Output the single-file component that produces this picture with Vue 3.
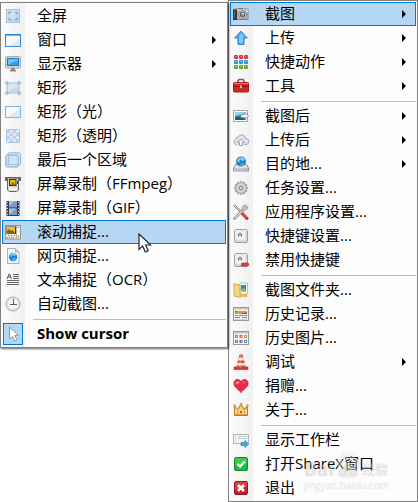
<script setup>
import { ref } from 'vue'

const showCursor = ref(true)
const activeCapture = ref('scroll')
const activeMain = ref('camera')

const captureItems = [
  { icon: 'fullscreen', label: '全屏' },
  { icon: 'window', label: '窗口', sub: true },
  { icon: 'monitor', label: '显示器', sub: true },
  { icon: 'rect', label: '矩形' },
  { icon: 'rectLight', label: '矩形（光）' },
  { icon: 'rectClear', label: '矩形（透明）' },
  { icon: 'region', label: '最后一个区域' },
  { icon: 'recorder', label: '屏幕录制（FFmpeg）' },
  { icon: 'film', label: '屏幕录制（GIF）' },
  { icon: 'scroll', label: '滚动捕捉...' },
  { icon: 'web', label: '网页捕捉...' },
  { icon: 'ocr', label: '文本捕捉（OCR）' },
  { icon: 'clock', label: '自动截图...' }
]

const mainGroups = [
  [
    { icon: 'camera', label: '截图', sub: true },
    { icon: 'upload', label: '上传', sub: true },
    { icon: 'grid', label: '快捷动作', sub: true },
    { icon: 'toolbox', label: '工具', sub: true }
  ],
  [
    { icon: 'afterCapture', label: '截图后', sub: true },
    { icon: 'cloud', label: '上传后', sub: true },
    { icon: 'drive', label: '目的地...', sub: true },
    { icon: 'gear', label: '任务设置...' },
    { icon: 'tools', label: '应用程序设置...' },
    { icon: 'key', label: '快捷键设置...' },
    { icon: 'keyMinus', label: '禁用快捷键' }
  ],
  [
    { icon: 'folder', label: '截图文件夹...' },
    { icon: 'history', label: '历史记录...' },
    { icon: 'images', label: '历史图片...' },
    { icon: 'cone', label: '调试', sub: true },
    { icon: 'heart', label: '捐赠...' },
    { icon: 'crown', label: '关于...' }
  ],
  [
    { icon: 'toolbar', label: '显示工作栏' },
    { icon: 'check', label: '打开ShareX窗口' },
    { icon: 'exit', label: '退出' }
  ]
]

const dots = [1, 6, 11]
  .map((y, r) => [1, 6, 11].map(x => {
    const c = ['#d8303c', '#2f8fd0', '#5aac30'][r]
    const light = ['#f07078', '#78c4f0', '#98dc68'][r]
    return `<rect x="${x}" y="${y}" width="4" height="4" rx="1" fill="${c}"/><rect x="${x + 1}" y="${y + 1}" width="2" height="1" fill="${light}"/>`
  }).join(''))
  .join('')

const teeth = [0, 30, 60, 90, 120, 150]
  .map(a => `<rect x="6.7" y="1" width="2.6" height="14" rx="1" transform="rotate(${a} 8 8)"/>`)
  .join('')

const keycap = '<rect x="1.5" y="1.5" width="13" height="13" rx="1.5" fill="#d4d4d4" stroke="#a0a0a0"/><path d="M2 2h12v1H3v10H2z" fill="#f2f2f2"/><rect x="3.5" y="3" width="9" height="9" rx="1" fill="#f5f5f5" stroke="#e3e3e3"/><path d="M5.5 8.5V6l1-1h1l1 1v2.5M5.5 7h3" fill="none" stroke="#6b6b6b"/>'

const icons = {
  fullscreen: '<rect x="1.5" y="1.5" width="13" height="13" fill="#d3e3f3" stroke="#a4bedb"/><path d="M2 14L14 3v11z" fill="#c6daee"/><path d="M4 6.5V4h2.5M9.5 4H12v2.5M12 9.5V12H9.5M6.5 12H4V9.5" fill="none" stroke="#6e93bc"/>',
  window: '<rect x=".5" y="2.5" width="15" height="12" fill="#f7f8fa" stroke="#3e8bcc"/><path d="M0 2h16v2H0z" fill="#2b86d0"/><path d="M1 3h14v1H1z" fill="#69baf0"/><path d="M4 14L15 6v8z" fill="#e5e8eb"/>',
  monitor: '<rect x=".5" y=".5" width="15" height="11.5" rx="1" fill="#d6d6d3" stroke="#aaa"/><path d="M2 2h12v8H2z" fill="#1b76bd"/><path d="M3 3h10v1.5L3 9z" fill="#69c1ee"/><path d="M3 9l10-4.500V9z" fill="#3a9ce0"/><path d="M6 12h4v2h1v1.500H5V14h1z" fill="#8a8a8a"/>',
  rect: '<rect x="2" y="3" width="12" height="10" fill="#d8e6f4" stroke="#a4bfdc"/><path d="M3 12L13 5v7z" fill="#c8dbee"/><g fill="#f4f8fc" stroke="#7c9fc5"><circle cx="1.8" cy="2.8" r="1.3"/><circle cx="14.2" cy="2.8" r="1.3"/><circle cx="1.8" cy="13.2" r="1.3"/><circle cx="14.2" cy="13.2" r="1.3"/></g>',
  rectLight: '<rect x=".5" y="2.5" width="15" height="11" fill="#f7fafd" stroke="#91b1d2"/><path d="M2 13L15 5v8z" fill="#dce8f4"/>',
  rectClear: '<rect x="1.5" y="1.5" width="13" height="13" rx="1" fill="#dde9f5" stroke="#a9c4df"/><path d="M2 2h3v3H2zM8 2h3v3H8zM5 5h3v3H5zM11 5h3v3h-3zM2 8h3v3H2zM8 8h3v3H8zM5 11h3v3H5zM11 11h3v3h-3z" fill="#b9d0e7"/>',
  region: '<rect x="3" y=".8" width="12.500" height="12" rx="1.5" fill="#deebf6" stroke="#8fb4d7"/><rect x=".8" y="3" width="12.5" height="12" rx="1.5" fill="#c9dff2" stroke="#82a9d0"/><rect x="3.5" y="3.500" width="9.500" height="9" fill="#d0e3f4" stroke="#9fc3e3"/>',
  recorder: '<path d="M0 1h16v4h-2V3H2v2H0z" fill="#6b6761"/><path d="M2.500 2h11v12l-2 1.500h-7l-2-1.500z" fill="#dddbd7" stroke="#69665f"/><path d="M4 3h7.500v7H4z" fill="#343029"/><path d="M5 4h5.500v5H5z" fill="#eab813"/><path d="M5 9l3-3 2.500 3z" fill="#9d7109"/><path d="M4 12h8v2H4z" fill="#f2f2ef"/><path d="M12 5h1v3h-1z" fill="#444"/>',
  film: '<path d="M1.500 1h13v15h-13z" fill="#3a3d43"/><path d="M4 1h8v6.500H4zM4 8.500h8V15H4z" fill="#799bc9"/><path d="M4 1h6L4 6zM4 8.500h7L4 15z" fill="#a6c0e1"/><path d="M2 2h1v1H2zM2 5h1v1H2zM2 8h1v1H2zM2 11h1v1H2zM2 14h1v1H2zM13 2h1v1h-1zM13 5h1v1h-1zM13 8h1v1h-1zM13 11h1v1h-1zM13 14h1v1h-1z" fill="#d4d6d8"/>',
  scroll: '<rect x=".5" y="1.5" width="15" height="13.500" fill="#ece9df" stroke="#99958b"/><path d="M1.5 2.500H11V10H1.500z" fill="#3a3320"/><path d="M2 3h8v6.500H2z" fill="#edc127"/><path d="M2 9.500V7l2-2 2 2 2-1 2 3.500z" fill="#806216"/><path d="M11.500 2v13" stroke="#b7b2a6"/><path d="M12.500 3h2v8h-2z" fill="#fff"/><path d="M13 3h1v1h-1zM13 12h1v1h-1z" fill="#645f52"/><path d="M3 11h1v1H3zM6 11h1v1H6zM9 11h1v1H9z" fill="#c65342"/><path d="M2 13h1v1H2zM4 13h1v1H4zM6 13h1v1H6zM8 13h1v1H8z" fill="#739843"/>',
  web: '<path d="M2.5.5h8L14 4v11.500H2.500z" fill="#f5f8fa" stroke="#a8b2ba"/><path d="M10.500.5V4H14z" fill="#dbe2e8" stroke="#a8b2ba"/><circle cx="8" cy="9" r="4.2" fill="#2383cd"/><path d="M4.500 8Q6 4.500 9 5l2 1-1 2-3-1-1 2z" fill="#8bd5f6"/><path d="M7 12l1-2 3 .5-2 2.300z" fill="#65bae6"/>',
  ocr: '<path d="M2 7l2-5h.5l2 5M3 5h3" fill="none" stroke="#555"/><path d="M8 2.500h6M8 4.500h6M8 6.500h6M2 8.500h12M2 10.500h12M2 12.500h12" stroke="#686868"/>',
  clock: '<circle cx="8" cy="8" r="7" fill="#e6eae7" stroke="#a3aaa5"/><circle cx="8" cy="8" r="5.500" fill="#f4f6f4" stroke="#d5dad6" stroke-width=".6"/><path d="M8.500 3v6M5 8.500h7" fill="none" stroke="#59635c"/>',
  pointer: '<path d="M4.500 1v12l3-2.500 2 4.500 2.300-1-2-4.500h3.700z" fill="#fff" stroke="#8b97a5"/>',
  camera: '<path d="M1 3h14v10.500H1z" fill="#b9b7b5" stroke="#858280"/><path d="M1 3.500h14v1H1z" fill="#e4e2e0"/><path d="M0 3.500h4V14H0z" fill="#353331"/><path d="M1 5h1v7H1z" fill="#77736f"/><path d="M5 2h5v1H5z" fill="#77736f"/><circle cx="9.500" cy="8.500" r="4" fill="#e6e5e6" stroke="#858387"/><circle cx="9.500" cy="8.500" r="2.400" fill="#8e8ba1" stroke="#4e4a55"/><path d="M9 7h2v1H9z" fill="#fff"/><path d="M13 5h2v1h-2z" fill="#f5f3c4"/>',
  upload: '<path d="M8 1.200L14.300 8H11v6.500H5V8H1.700z" fill="#43a7e8" stroke="#2e86cb"/><path d="M8 2.800l3.700 4H10v6.500H6V7z" fill="#7bcafa"/>',
  grid: dots,
  toolbox: '<path d="M5 5V3l1-1.500h4L11 3v2" fill="none" stroke="#686464" stroke-width="1.500"/><rect x=".5" y="4.500" width="15" height="9.500" rx="1" fill="#d92324" stroke="#a81819"/><path d="M1 5h14v1H1z" fill="#f28070"/><path d="M0 8h16v1H0z" fill="#8d1012"/><path d="M7 7h2v3.500H7z" fill="#f0e5dd" stroke="#74201c" stroke-width=".5"/>',
  afterCapture: '<path d="M.5 2.500h14v11H.5z" fill="#fff" stroke="#91a8ba"/><path d="M2 4h11v8H2z" fill="#2d7ebd"/><path d="M2 4h11v2L2 8z" fill="#91d1f3"/><path d="M2 10l4-1 7 3H2z" fill="#285944"/><path d="M8 6.500h4V4.500L15.500 8 12 11.500v-2H8z" fill="#f6fafb" stroke="#7c9297"/>',
  cloud: '<path d="M4 12.500H3A2.700 2.700 0 0 1 2.500 7.500 3 3 0 0 1 5 5a4 4 0 0 1 7.500 1.500A3 3 0 0 1 13 12.500h-1.500" fill="#e0e2ec" stroke="#a1a5b9"/><path d="M8 7l3.500 3.500h-2v3h-3v-3h-2z" fill="#f6f6fa" stroke="#989eb0"/>',
  drive: '<path d="M3 8h10l2.500 4v3H.5v-3z" fill="#e0e2e4" stroke="#8d9297"/><path d="M1 12h14v2.500H1z" fill="#c2c6c9"/><circle cx="8" cy="5.500" r="5" fill="#277fc6"/><path d="M4 5Q5 1 9 1.300q3 1 2.500 3L9 5 7 3 6 7z" fill="#86cdf5"/><path d="M7 9l2-2 2 1-2 2z" fill="#60afe1"/><path d="M12 13h2v1h-2z" fill="#3ae03a"/>',
  gear: `<g fill="#a8aaac">${teeth}<circle cx="8" cy="8" r="5.500"/></g><circle cx="8" cy="8" r="4.700" fill="#d9dadb"/><circle cx="8" cy="8" r="3" fill="#b9babc"/><circle cx="8" cy="8" r="1.500" fill="#f3f3f3" stroke="#85878a"/>`,
  tools: '<path d="M1 1l8 8" stroke="#777" stroke-width="2"/><path d="M1 1l7 7" stroke="#ddd"/><path d="M8.500 8.500l5.500 6" stroke="#c52f32" stroke-width="3" stroke-linecap="round"/><path d="M9 8.500l4.500 5" stroke="#f17476"/><path d="M1.500 14.500L11 5" stroke="#89898a" stroke-width="2.800" stroke-linecap="round"/><path d="M1.500 14.500L11 5" stroke="#dededf" stroke-width="1.200"/><path d="M13.500 1.500L11 1 9 3.500 9.500 6 12 6.500 14.800 4.500V2.500L12.500 4l-1-1z" fill="#d1d1d2" stroke="#89898a" stroke-width=".8"/>',
  key: keycap,
  keyMinus: keycap + '<rect x="8.5" y="11" width="7" height="3" rx="1" fill="#e83b43" stroke="#b51f2b" stroke-width=".7"/>',
  folder: '<path d="M2 2h4v2h8v11H2z" fill="#d9a942"/><path d="M7 1h7.500v11H7z" fill="#fafafa" stroke="#9aacae" stroke-width=".7"/><path d="M8 3h5v7H8z" fill="#3285cb"/><path d="M8 8l3-2 2 4H8z" fill="#a3c34c"/><path d="M1 1.500l6 2v12l-6-2z" fill="#f5d781" stroke="#cda24b" stroke-width=".8"/><path d="M7 12h6v3H7z" fill="#e7bd58"/>',
  history: '<rect x=".5" y="1.5" width="15" height="13" fill="#f3f3f2" stroke="#999"/><path d="M1 2h14v1.500H1z" fill="#c7c7c6"/><path d="M2 5h12v3H2z" fill="#96601e"/><path d="M5 5h9v1L7 8H2V7z" fill="#dda238"/><path d="M2 9.500h3M6 9.500h4M11 9.500h3M2 11.500h5M9 11.500h5" stroke="#85837e"/><path d="M1 13h14v1H1z" fill="#d4d4d3"/>',
  images: '<rect x=".5" y="1.5" width="15" height="13" fill="#f4f4f3" stroke="#999"/><path d="M1 2h14v1.500H1z" fill="#c7c7c6"/><path d="M2 5h3v3H2z" fill="#45a5ce"/><path d="M6.500 5h3v3h-3z" fill="#d3665c"/><path d="M11 5h3v3h-3z" fill="#ca9b50"/><path d="M2 10h3v3H2z" fill="#659350"/><path d="M6.500 10h3v3h-3z" fill="#9c5c89"/><path d="M11 10h3v3h-3z" fill="#5299b8"/><path d="M3 6h1v1H3zM8 6h1v1H8zM12 6h1v1h-1zM3 11h1v1H3zM8 11h1v1H8zM12 11h1v1h-1z" fill="#efeeda"/>',
  cone: '<path d="M1 13h3l1-1h6l1 1h3v2.500H1z" fill="#d23b30" stroke="#ae2c26" stroke-width=".6"/><path d="M6.500.5h3L13 13.500H3z" fill="#e4483a"/><path d="M5.800 3.500h4.400l.8 3H5zM4.300 9h7.400l.7 2.500H3.500z" fill="#ece8e3"/><path d="M7 1h1v12H6z" fill="#fff" opacity=".3"/>',
  heart: '<path d="M8 14.500C6.500 12 1 9.500 1 5.300 1 .8 6.500.5 8 4c1.500-3.500 7-3.200 7 1.300 0 4.200-5.500 6.700-7 9.200z" fill="#e9274e" stroke="#c91f46"/><path d="M2.500 5C3 2.500 5.500 2.300 7 4.500q-2 2-4 2z" fill="#f8819a"/><path d="M9 4.500Q11 2 13 4l-3 2z" fill="#f4526f"/>',
  crown: '<path d="M1.500 13.500V4l3.300 3L8 2l3.200 5 3.300-3v9.500z" fill="#e3b04c" stroke="#b98129"/><path d="M2 12V6l3 3 3-5 3 5 3-3v6z" fill="#f6d47c"/><path d="M2 12.500h12" stroke="#cf9a42"/><g fill="#dba139"><circle cx="1.500" cy="3.500" r="1.200"/><circle cx="8" cy="2" r="1.200"/><circle cx="14.500" cy="3.500" r="1.200"/></g><path d="M7 9h2v2H7zM4 10h1v1H4zM11 10h1v1h-1z" fill="#bf5a27"/>',
  toolbar: '<rect x=".5" y="2.5" width="15" height="9" fill="#f2f3f4" stroke="#b2b5b8"/><path d="M2 4.500h1M2 6.500h1M2 8.500h1M5 4.500h9M5 6.500h8" stroke="#c7cacc"/><path d="M8 10.500h4V8.500l3.700 3.500-3.700 3.500v-2H8z" fill="#42a7e2" stroke="#2683c1" stroke-width=".7"/>',
  check: '<rect x="1.5" y="1.5" width="13" height="13" rx="1.5" fill="#22b83c" stroke="#158a2a"/><path d="M2 2h12v5L2 10z" fill="#50d260" opacity=".6"/><path d="M4.500 8L7 10.500 12 5.500" fill="none" stroke="#fff" stroke-width="2.400"/>',
  exit: '<rect x="1.5" y="1.5" width="13" height="13" rx="1.5" fill="#c61d2a" stroke="#951721"/><path d="M2 2h12v5L2 10z" fill="#e45a60" opacity=".6"/><path d="M5 5l6 6M11 5l-6 6" stroke="#fff" stroke-width="2.600"/>'
}
</script>

<template>
  <main class="menus">
    <div class="menu capture" role="menu">
      <button
        v-for="item in captureItems"
        :key="item.icon"
        class="row"
        :class="{ active: activeCapture === item.icon }"
        role="menuitem"
        @mouseenter="activeCapture = item.icon"
      >
        <span class="cell"><svg viewBox="0 0 16 16" v-html="icons[item.icon]"></svg></span>
        <span class="label">{{ item.label }}</span>
        <span v-if="item.sub" class="arrow"></span>
      </button>
      <hr />
      <label class="row bold">
        <span class="cell">
          <input v-model="showCursor" type="checkbox" />
          <svg viewBox="0 0 16 16" v-html="icons.pointer"></svg>
        </span>
        <span class="label">Show cursor</span>
      </label>
      <svg class="mouse" viewBox="0 0 14 20">
        <path d="M1 1v15.500l3.700-3.400 2.600 5.900 2.900-1.300-2.600-5.700h5z" fill="#fff" stroke="#1c2530" stroke-width="1.200" />
      </svg>
    </div>

    <div class="menu main" role="menu">
      <template v-for="(group, g) in mainGroups" :key="g">
        <hr v-if="g > 0" />
        <button
          v-for="item in group"
          :key="item.icon"
          class="row"
          :class="{ active: activeMain === item.icon }"
          role="menuitem"
          @mouseenter="activeMain = item.icon"
        >
          <span class="cell"><svg viewBox="0 0 16 16" v-html="icons[item.icon]"></svg></span>
          <span class="label">{{ item.label }}</span>
          <span v-if="item.sub" class="arrow"></span>
        </button>
      </template>
      <div class="watermark">
        <div class="brand">
          <span>Bai</span>
          <span class="paw">
            <svg viewBox="0 0 24 28">
              <ellipse cx="4" cy="12" rx="3" ry="4" />
              <ellipse cx="9" cy="5" rx="3" ry="4" />
              <ellipse cx="16" cy="5" rx="3" ry="4" />
              <ellipse cx="21" cy="12" rx="3" ry="4" />
              <path d="M12 11c4 0 4 4 7 6 5 5 1 10-3 10H8c-5 0-8-5-3-10 3-2 3-6 7-6z" />
            </svg>
            <span class="du">du</span>
          </span>
          <span class="cn">经验</span>
        </div>
        <div class="site">jingyan.baidu.com</div>
      </div>
    </div>
  </main>
</template>

<style>
body {
  margin: 0;
  background: #fff;
}
</style>

<style scoped>
.menus {
  display: grid;
  grid-template-columns: 6fr 5fr;
  align-items: start;
  font-family: "Open Sans", "Noto Sans CJK SC", sans-serif;
  font-size: 15px;
  color: #000;
}

.menu {
  position: relative;
  display: flex;
  flex-direction: column;
  padding: 1px;
  border: 1px solid #808080;
  background: linear-gradient(90deg, #fbfbfb, #f0f0f0) 1px 0 / 23px 100% no-repeat #fdfdfd;
}

.capture {
  z-index: 1;
  margin-top: 2px;
  box-shadow: 1px 1px 2px rgba(0, 0, 0, 0.6);
}

.row {
  display: flex;
  align-items: center;
  box-sizing: border-box;
  height: 24px;
  padding: 0 9px 0 0;
  border: 1px solid transparent;
  background: none;
  color: inherit;
  font: inherit;
  line-height: 20px;
  text-align: left;
  white-space: nowrap;
}

.row.active {
  border-color: #0078d7;
  background: #b5d7f3;
}

.bold {
  font-weight: bold;
}

.cell {
  display: grid;
  place-items: center;
  width: 20px;
  height: 22px;
  margin-right: 14px;
}

.cell svg,
.cell input {
  grid-area: 1 / 1;
}

.cell svg {
  z-index: 1;
  width: 16px;
  height: 16px;
}

.cell input {
  appearance: none;
  box-sizing: border-box;
  width: 20px;
  height: 22px;
  margin: 0;
}

.cell input:checked {
  border: 1px solid #0078d7;
  background: #b5d7f3;
}

.label {
  flex: 1;
  padding-bottom: 2px;
}

.arrow {
  border: 4px solid transparent;
  border-left-color: #000;
  border-right: 0;
}

hr {
  height: 1px;
  margin: 3px 0 2px 31px;
  border: 0;
  background: #bdbdbd;
}

.mouse {
  position: absolute;
  left: 137px;
  top: 230px;
  width: 14px;
  height: 20px;
  pointer-events: none;
}

.watermark {
  position: absolute;
  right: 28px;
  bottom: 10px;
  color: rgba(255, 255, 255, 0.35);
  text-shadow: 0 0 1px rgba(0, 0, 0, 0.16);
  pointer-events: none;
}

.brand {
  display: flex;
  align-items: flex-end;
  gap: 2px;
  font-size: 19px;
  font-weight: bold;
  line-height: 20px;
}

.paw {
  display: grid;
  place-items: end center;
}

.paw svg,
.du {
  grid-area: 1 / 1;
}

.paw svg {
  width: 24px;
  height: 28px;
  fill: rgba(255, 255, 255, 0.35);
  filter: drop-shadow(0 0 1px rgba(0, 0, 0, 0.25));
}

.du {
  font-size: 15px;
  line-height: 18px;
}

.cn {
  font-size: 13px;
}

.site {
  font-size: 10px;
  line-height: 12px;
}
</style>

## Required task
Reproduce the data above word for word from its first line through the line that holds "const activeMain = ref('camera')", both ends included; skip pictures.

## Response to this exercise
Output the single-file component that produces this picture with Vue 3.
<script setup>
import { ref } from 'vue'

const showCursor = ref(true)
const activeCapture = ref('scroll')
const activeMain = ref('camera')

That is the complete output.